▶ WHAT YOU WILL DO
Restate the listing that follows word for word, without its pictures.

— BEGIN —

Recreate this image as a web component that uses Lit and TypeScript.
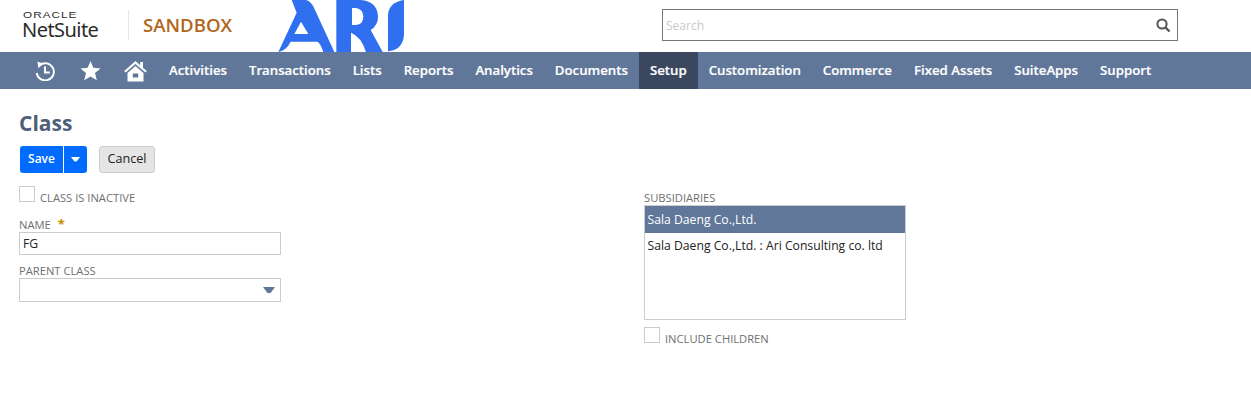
import { LitElement, html, css } from "lit";
import { customElement } from "lit/decorators.js";

const NAV = ["Activities","Transactions","Lists","Reports","Analytics","Documents","Setup","Customization","Commerce","Fixed Assets","SuiteApps","Support"];

@customElement("app-root")
export class AppRoot extends LitElement {
  static styles = css`
    :host { display: block; width: 1251px; height: 403px; background: #fff; font-family: "Open Sans", sans-serif; overflow: hidden; }
    * { box-sizing: border-box; }
    .top { height: 52px; display: flex; align-items: flex-start; }
    .ns { margin: 11px 0 0 22px; width: 77px; color: #2b2b2b; display: flex; flex-direction: column; }
    .oracle { font-size: 8.5px; line-height: 8px; letter-spacing: .75px; font-weight: 400; font-family: "Liberation Sans", sans-serif; margin: 0 0 1px 1px; transform: scaleX(1.38); transform-origin: left; }
    .netsuite { font-size: 20px; line-height: 20px; letter-spacing: -.55px; font-family: "Noto Sans", sans-serif; }
    .div { width: 1px; height: 30px; background: #e6e6e6; margin: 10px 14px 0 29px; }
    .sandbox { font-size: 18.6px; line-height: 24px; font-weight: 600; color: #b2661c; margin-top: 13px; width: 127px; }
    .ari { width: 145px; height: 52px; display: block; flex: none; }
    .search { margin: 9px 0 0 247px; width: 516px; height: 32px; border: 1px solid #777; display: flex; align-items: center; justify-content: space-between; padding: 0 6px 0 3px; font-size: 12px; color: #c8c8c8; }
    .nav { height: 37px; background: #607799; display: flex; align-items: stretch; }
    .icons { width: 158px; display: flex; align-items: center; flex: none; }
    .icons svg { display: block; flex: none; }
    .i1 { margin-left: 35px; } .i2 { margin-left: 25px; } .i3 { margin-left: 23px; }
    .item { padding: 0 11px; font-size: 13.22px; font-weight: 600; color: #fff; line-height: 37px; -webkit-text-stroke: .2px #fff; }
    .item.on { background: #3b475e; }
    .page { padding: 0 0 0 19px; }
    h1 { margin: 21px 0 0; font-size: 21px; line-height: 27px; font-weight: 700; color: #4d5f79; }
    .btns { display: flex; margin: 9px 0 0 1px; height: 27px; }
    .save { display: flex; background: #006cff; border-radius: 3px; color: #fff; font-size: 12px; font-weight: 600; line-height: 25px; height: 27px; width: 67px; }
    .save span { width: 44px; text-align: center; border-right: 1px solid #fff; }
    .save i { flex: 1; display: flex; align-items: center; justify-content: center; }
    .cancel { margin-left: 12px; width: 56px; height: 27px; background: #e5e5e5; border: 1px solid #ccc; border-radius: 3px; font-size: 12.6px; font-weight: 400; color: #222; text-align: center; line-height: 24px; }
    .cols { display: flex; }
    .left { width: 625px; flex: none; }
    .right { width: 262px; }
    .check { display: flex; align-items: flex-end; gap: 5px; height: 16px; }
    .box { width: 16px; height: 16px; border: 1px solid #ccc; flex: none; }
    label, .lab { font-size: 11.2px; line-height: 13px; color: #6f6f6f; display: block; }
    .check .lab { margin-bottom: -2px; }
    .left .check { margin-top: 13px; }
    .star { color: #c98a00; font-size: 13px; font-weight: 700; margin-left: 4px; }
    .n { margin-top: 16px; }
    .in { width: 262px; height: 23px; border: 1px solid #ccc; font-size: 12.2px; line-height: 21px; color: #222; padding-left: 3px; margin-top: 1px; }
    .p { margin-top: 9px; }
    .sel { width: 262px; height: 24px; border: 1px solid #ccc; margin-top: 1px; display: flex; align-items: center; justify-content: flex-end; padding-right: 5px; }
    .right .sub { margin-top: 18px; }
    .list { width: 262px; height: 115px; border: 1px solid #ccc; margin-top: 1px; font-size: 12.2px; color: #222; }
    .opt { height: 27px; line-height: 27px; padding-left: 2.5px; }
    .opt.on { background: #607799; color: #fff; }
    .opt + .opt { height: 26px; line-height: 25px; }
    .right .check { margin-top: 7px; }
  `;

  render() {
    return html`
      <div class="top">
        <div class="ns"><span class="oracle">ORACLE</span><span class="netsuite">NetSuite</span></div>
        <div class="div"></div>
        <div class="sandbox">SANDBOX</div>
        <svg class="ari" viewBox="0 0 435 156" role="img" aria-label="ARI logo">
          <path fill="#2f6ff0" fill-rule="evenodd" d="M25 156 L80 38 Q72 18 65 0 H108 Q125 4 135 30 L193 156 H160 Q152 130 142 125 H62 Q50 150 25 156 Z M93 65 L73 102 H115 Z"/>
          <path fill="#2f6ff0" fill-rule="evenodd" d="M199 0 H272 Q322 4 324 50 Q324 76 302 90 L338 156 H288 Q274 110 243 98 V156 H199 Z M246 24 V75 H258 Q280 72 280 50 Q280 28 258 24 Z"/>
          <path fill="#2f6ff0" d="M401 0 Q356 8 354 45 V154 Q398 150 402 105 V0 Z"/>
        </svg>
        <div class="search">
          <span>Search</span>
          <svg width="16" height="16" viewBox="0 0 16 16"><circle cx="7" cy="7" r="4.6" fill="none" stroke="#555" stroke-width="2"/><path d="M10.5 10.5 L14.5 14.5" stroke="#555" stroke-width="2.4"/></svg>
        </div>
      </div>
      <div class="nav">
        <div class="icons">
          <svg class="i1" width="20" height="21" viewBox="0 0 20 21"><path d="M4.6 5.3 A8.6 8.6 0 1 1 1.7 13" fill="none" stroke="#fff" stroke-width="1.9"/><path d="M2.4 1.8 L8.4 3.4 L3.4 8.2 Z" fill="#fff"/><path d="M10 6.5 V12.4 H14.8" fill="none" stroke="#fff" stroke-width="2"/></svg>
          <svg class="i2" width="21" height="20" viewBox="0 0 21 20"><path fill="#fff" d="M10.5 0 L13.3 6.8 L20.6 7.4 L15 12.1 L16.8 19.3 L10.5 15.4 L4.2 19.3 L6 12.1 L.4 7.4 L7.7 6.8 Z"/></svg>
          <svg class="i3" width="23" height="22" viewBox="0 0 23 22"><path fill="#fff" d="M11.5 1 L16.2 5.2 V2 H19 V7.7 L22.8 11 L21.4 12.6 L11.5 3.9 L1.6 12.6 L.2 11 Z"/><path fill="#fff" fill-rule="evenodd" d="M11.5 6 L19.5 13 V21.5 H3.5 V13 Z M8.8 13.5 V17.5 H14.2 V13.5 Z"/></svg>
        </div>
        ${NAV.map(n => html`<div class="item ${n === "Setup" ? "on" : ""}">${n}</div>`)}
      </div>
      <div class="page">
        <h1>Class</h1>
        <div class="btns">
          <div class="save"><span>Save</span><i><svg width="9" height="5" viewBox="0 0 9 5"><path fill="#fff" d="M0 0 H9 L6 4 Q4.5 5 3 4 Z"/></svg></i></div>
          <div class="cancel">Cancel</div>
        </div>
        <div class="cols">
          <div class="left">
            <div class="check"><div class="box"></div><span class="lab">CLASS IS INACTIVE</span></div>
            <div class="n"><label>NAME <span class="star">*</span></label><div class="in">FG</div></div>
            <div class="p"><label>PARENT CLASS</label>
              <div class="sel"><svg width="12" height="7" viewBox="0 0 12 7"><path fill="#607799" d="M0 0 H12 L8 5.5 Q6 7 4 5.5 Z"/></svg></div>
            </div>
          </div>
          <div class="right">
            <label class="sub">SUBSIDIARIES</label>
            <div class="list">
              <div class="opt on">Sala Daeng Co.,Ltd.</div>
              <div class="opt">Sala Daeng Co.,Ltd. : Ari Consulting co. ltd</div>
            </div>
            <div class="check"><div class="box"></div><span class="lab">INCLUDE CHILDREN</span></div>
          </div>
        </div>
      </div>
    `;
  }
}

— END —

▶ FULL SOLUTION
Recreate this image as a web component that uses Lit and TypeScript.
import { LitElement, html, css } from "lit";
import { customElement } from "lit/decorators.js";

const NAV = ["Activities","Transactions","Lists","Reports","Analytics","Documents","Setup","Customization","Commerce","Fixed Assets","SuiteApps","Support"];

@customElement("app-root")
export class AppRoot extends LitElement {
  static styles = css`
    :host { display: block; width: 1251px; height: 403px; background: #fff; font-family: "Open Sans", sans-serif; overflow: hidden; }
    * { box-sizing: border-box; }
    .top { height: 52px; display: flex; align-items: flex-start; }
    .ns { margin: 11px 0 0 22px; width: 77px; color: #2b2b2b; display: flex; flex-direction: column; }
    .oracle { font-size: 8.5px; line-height: 8px; letter-spacing: .75px; font-weight: 400; font-family: "Liberation Sans", sans-serif; margin: 0 0 1px 1px; transform: scaleX(1.38); transform-origin: left; }
    .netsuite { font-size: 20px; line-height: 20px; letter-spacing: -.55px; font-family: "Noto Sans", sans-serif; }
    .div { width: 1px; height: 30px; background: #e6e6e6; margin: 10px 14px 0 29px; }
    .sandbox { font-size: 18.6px; line-height: 24px; font-weight: 600; color: #b2661c; margin-top: 13px; width: 127px; }
    .ari { width: 145px; height: 52px; display: block; flex: none; }
    .search { margin: 9px 0 0 247px; width: 516px; height: 32px; border: 1px solid #777; display: flex; align-items: center; justify-content: space-between; padding: 0 6px 0 3px; font-size: 12px; color: #c8c8c8; }
    .nav { height: 37px; background: #607799; display: flex; align-items: stretch; }
    .icons { width: 158px; display: flex; align-items: center; flex: none; }
    .icons svg { display: block; flex: none; }
    .i1 { margin-left: 35px; } .i2 { margin-left: 25px; } .i3 { margin-left: 23px; }
    .item { padding: 0 11px; font-size: 13.22px; font-weight: 600; color: #fff; line-height: 37px; -webkit-text-stroke: .2px #fff; }
    .item.on { background: #3b475e; }
    .page { padding: 0 0 0 19px; }
    h1 { margin: 21px 0 0; font-size: 21px; line-height: 27px; font-weight: 700; color: #4d5f79; }
    .btns { display: flex; margin: 9px 0 0 1px; height: 27px; }
    .save { display: flex; background: #006cff; border-radius: 3px; color: #fff; font-size: 12px; font-weight: 600; line-height: 25px; height: 27px; width: 67px; }
    .save span { width: 44px; text-align: center; border-right: 1px solid #fff; }
    .save i { flex: 1; display: flex; align-items: center; justify-content: center; }
    .cancel { margin-left: 12px; width: 56px; height: 27px; background: #e5e5e5; border: 1px solid #ccc; border-radius: 3px; font-size: 12.6px; font-weight: 400; color: #222; text-align: center; line-height: 24px; }
    .cols { display: flex; }
    .left { width: 625px; flex: none; }
    .right { width: 262px; }
    .check { display: flex; align-items: flex-end; gap: 5px; height: 16px; }
    .box { width: 16px; height: 16px; border: 1px solid #ccc; flex: none; }
    label, .lab { font-size: 11.2px; line-height: 13px; color: #6f6f6f; display: block; }
    .check .lab { margin-bottom: -2px; }
    .left .check { margin-top: 13px; }
    .star { color: #c98a00; font-size: 13px; font-weight: 700; margin-left: 4px; }
    .n { margin-top: 16px; }
    .in { width: 262px; height: 23px; border: 1px solid #ccc; font-size: 12.2px; line-height: 21px; color: #222; padding-left: 3px; margin-top: 1px; }
    .p { margin-top: 9px; }
    .sel { width: 262px; height: 24px; border: 1px solid #ccc; margin-top: 1px; display: flex; align-items: center; justify-content: flex-end; padding-right: 5px; }
    .right .sub { margin-top: 18px; }
    .list { width: 262px; height: 115px; border: 1px solid #ccc; margin-top: 1px; font-size: 12.2px; color: #222; }
    .opt { height: 27px; line-height: 27px; padding-left: 2.5px; }
    .opt.on { background: #607799; color: #fff; }
    .opt + .opt { height: 26px; line-height: 25px; }
    .right .check { margin-top: 7px; }
  `;

  render() {
    return html`
      <div class="top">
        <div class="ns"><span class="oracle">ORACLE</span><span class="netsuite">NetSuite</span></div>
        <div class="div"></div>
        <div class="sandbox">SANDBOX</div>
        <svg class="ari" viewBox="0 0 435 156" role="img" aria-label="ARI logo">
          <path fill="#2f6ff0" fill-rule="evenodd" d="M25 156 L80 38 Q72 18 65 0 H108 Q125 4 135 30 L193 156 H160 Q152 130 142 125 H62 Q50 150 25 156 Z M93 65 L73 102 H115 Z"/>
          <path fill="#2f6ff0" fill-rule="evenodd" d="M199 0 H272 Q322 4 324 50 Q324 76 302 90 L338 156 H288 Q274 110 243 98 V156 H199 Z M246 24 V75 H258 Q280 72 280 50 Q280 28 258 24 Z"/>
          <path fill="#2f6ff0" d="M401 0 Q356 8 354 45 V154 Q398 150 402 105 V0 Z"/>
        </svg>
        <div class="search">
          <span>Search</span>
          <svg width="16" height="16" viewBox="0 0 16 16"><circle cx="7" cy="7" r="4.6" fill="none" stroke="#555" stroke-width="2"/><path d="M10.5 10.5 L14.5 14.5" stroke="#555" stroke-width="2.4"/></svg>
        </div>
      </div>
      <div class="nav">
        <div class="icons">
          <svg class="i1" width="20" height="21" viewBox="0 0 20 21"><path d="M4.6 5.3 A8.6 8.6 0 1 1 1.7 13" fill="none" stroke="#fff" stroke-width="1.9"/><path d="M2.4 1.8 L8.4 3.4 L3.4 8.2 Z" fill="#fff"/><path d="M10 6.5 V12.4 H14.8" fill="none" stroke="#fff" stroke-width="2"/></svg>
          <svg class="i2" width="21" height="20" viewBox="0 0 21 20"><path fill="#fff" d="M10.5 0 L13.3 6.8 L20.6 7.4 L15 12.1 L16.8 19.3 L10.5 15.4 L4.2 19.3 L6 12.1 L.4 7.4 L7.7 6.8 Z"/></svg>
          <svg class="i3" width="23" height="22" viewBox="0 0 23 22"><path fill="#fff" d="M11.5 1 L16.2 5.2 V2 H19 V7.7 L22.8 11 L21.4 12.6 L11.5 3.9 L1.6 12.6 L.2 11 Z"/><path fill="#fff" fill-rule="evenodd" d="M11.5 6 L19.5 13 V21.5 H3.5 V13 Z M8.8 13.5 V17.5 H14.2 V13.5 Z"/></svg>
        </div>
        ${NAV.map(n => html`<div class="item ${n === "Setup" ? "on" : ""}">${n}</div>`)}
      </div>
      <div class="page">
        <h1>Class</h1>
        <div class="btns">
          <div class="save"><span>Save</span><i><svg width="9" height="5" viewBox="0 0 9 5"><path fill="#fff" d="M0 0 H9 L6 4 Q4.5 5 3 4 Z"/></svg></i></div>
          <div class="cancel">Cancel</div>
        </div>
        <div class="cols">
          <div class="left">
            <div class="check"><div class="box"></div><span class="lab">CLASS IS INACTIVE</span></div>
            <div class="n"><label>NAME <span class="star">*</span></label><div class="in">FG</div></div>
            <div class="p"><label>PARENT CLASS</label>
              <div class="sel"><svg width="12" height="7" viewBox="0 0 12 7"><path fill="#607799" d="M0 0 H12 L8 5.5 Q6 7 4 5.5 Z"/></svg></div>
            </div>
          </div>
          <div class="right">
            <label class="sub">SUBSIDIARIES</label>
            <div class="list">
              <div class="opt on">Sala Daeng Co.,Ltd.</div>
              <div class="opt">Sala Daeng Co.,Ltd. : Ari Consulting co. ltd</div>
            </div>
            <div class="check"><div class="box"></div><span class="lab">INCLUDE CHILDREN</span></div>
          </div>
        </div>
      </div>
    `;
  }
}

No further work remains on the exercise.